A more resilient strategy includes:

  • One primary supplier

  • One or two qualified secondary sources

  • Segmented sourcing by voltage class or product family

Long-Term Collaboration Outperforms Short-Term Negotiation

Suppliers are more likely to offer favorable pricing when buyers:

  • Share long-term demand forecasts

  • Provide process and yield feedback

  • Engage early in specification definition

Cost advantage emerges from partnership, not pressure.

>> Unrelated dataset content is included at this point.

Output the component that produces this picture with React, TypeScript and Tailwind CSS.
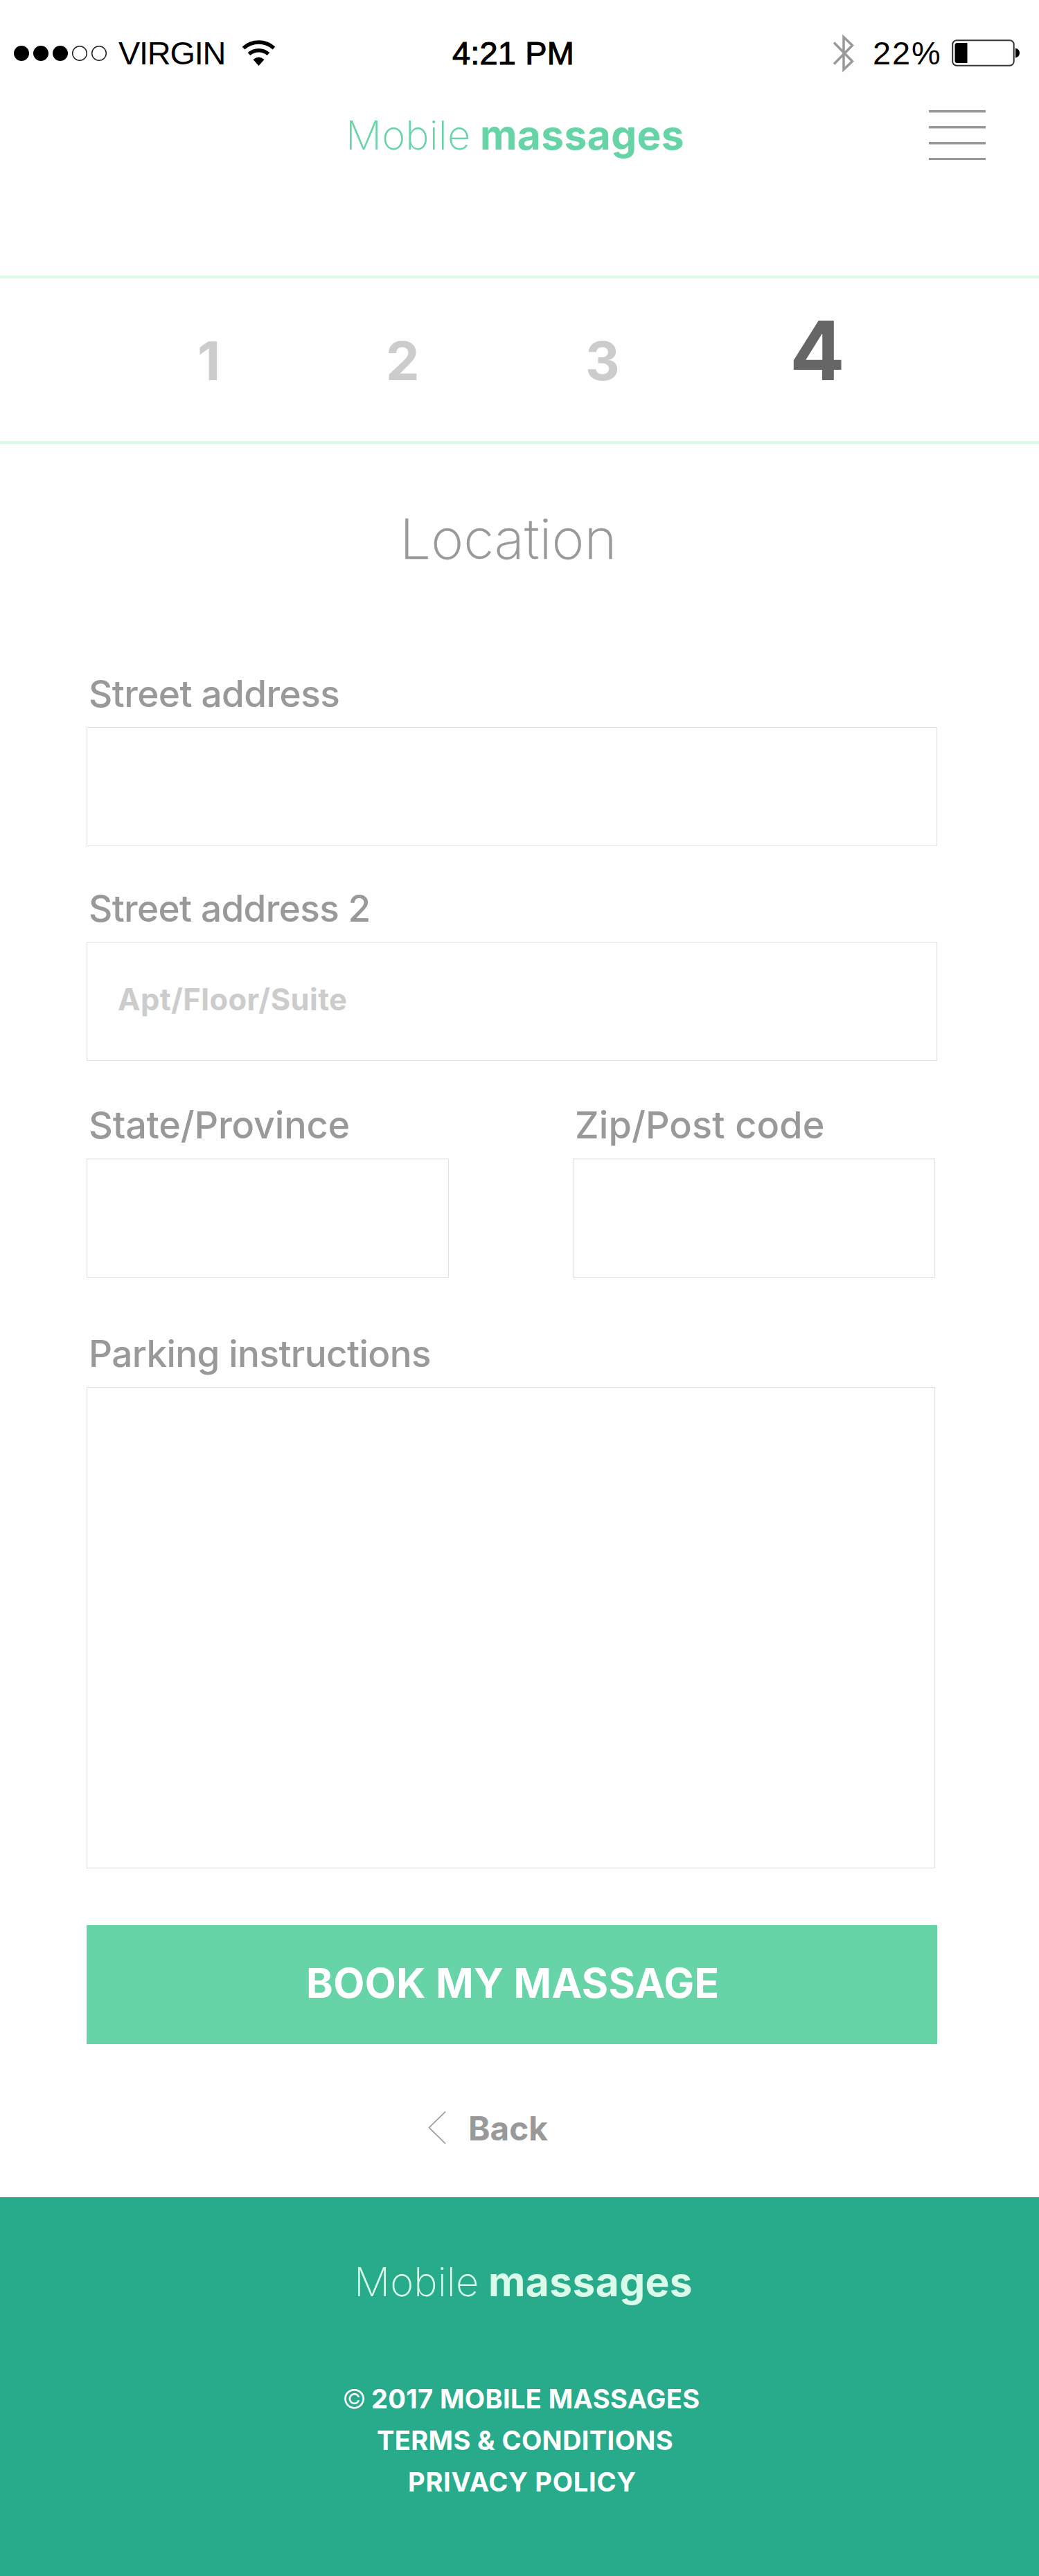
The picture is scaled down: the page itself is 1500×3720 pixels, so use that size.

6. Redefining “Cost”: Managing Risk as a Financial Variable

The True Cost of Procurement Includes Risk

In SiC manufacturing, procurement decisions directly influence operational risk:

  • Yield volatility

  • Qualification delays

  • Supply interruption

  • Reliability recalls

These risks often dwarf small differences in wafer price.

Risk-Adjusted Cost Thinking

Cost Component Visible Often Ignored
Wafer price
Scrap & rework
Yield instability
Supply disruption
Reliability exposure

Ultimate objective:

Minimize total risk-adjusted cost, not nominal procurement spend.

Conclusion: SiC Wafer Procurement Is an Engineering Decision

Optimizing procurement cost for high-quality silicon carbide wafers requires a shift in mindset—from price negotiation to system-level engineering economics.

The most effective strategies align:

  • Wafer specifications with device physics

  • Quality levels with application realities

  • Supplier relationships with long-term manufacturing goals

In the SiC era, procurement excellence is no longer a purchasing skill—it is a core semiconductor engineering capability.